Mike Shannon of the St. Louis Cardinals has finally begun to earn his stripes—if not yet his stars—as Stan Musial's replacement. Always an outstanding defensive outfielder with an exceptionally strong arm, Shannon has learned to hit. Says Manager Red Schoendienst, "Shannon has been a big reason for our team's recent improvement." Since the beginning of July Mike has batted over .415, with six home runs and 19 RBIs, and during that time the Cards have moved from seventh place—three games below .500—to fifth, only 9 games behind league-leading Pittsburgh. Last week Shannon was particularly destructive, going 5 for 5 in one game and hitting .484 as the Cards won six in a row.

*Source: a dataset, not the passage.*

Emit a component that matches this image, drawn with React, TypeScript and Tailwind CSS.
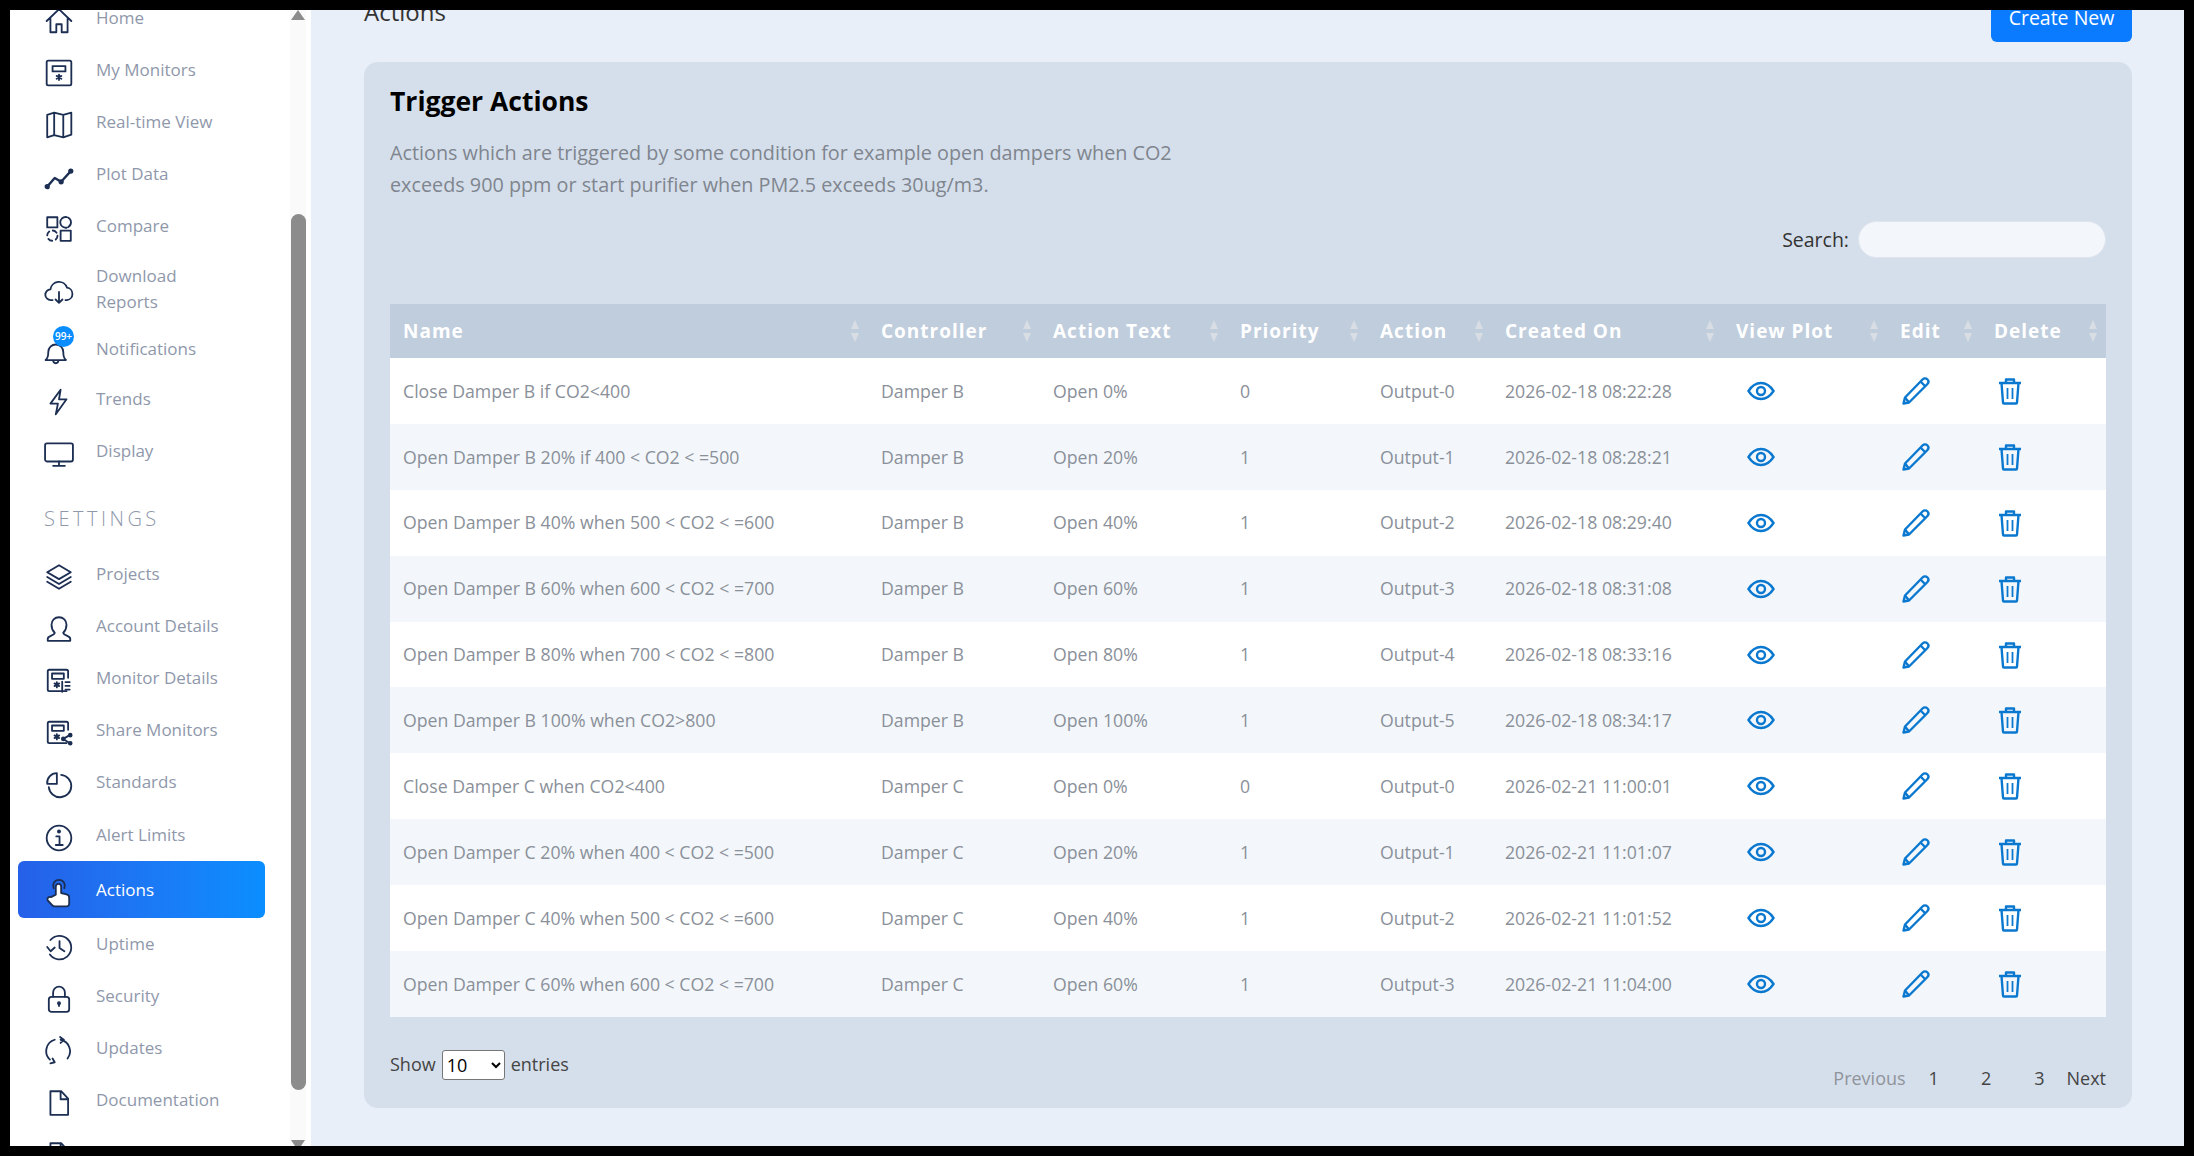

Part of the reason why Shannon turned killer was his decision to use a lighter bat. "It feels more comfortable," he says. He is also waiting longer on pitches before he takes his swing, the result of working with Coach Dick Sisler in the Florida Instructional League last winter. "We thought Mike was a guess hitter," says Sisler, "and a guess hitter is a .250 hitter." During his streak, Shannon has not exactly been picking on patsies, either. Two key home runs have come off the best pitchers in baseball: he beat Sandy Koufax in Los Angeles and Juan Marichal in San Francisco. In fact Shannon has become such a threat at the plate that his teammates have started calling him The Cannon. The Cardinals hope The Cannon continues to boom throughout the remainder of the season.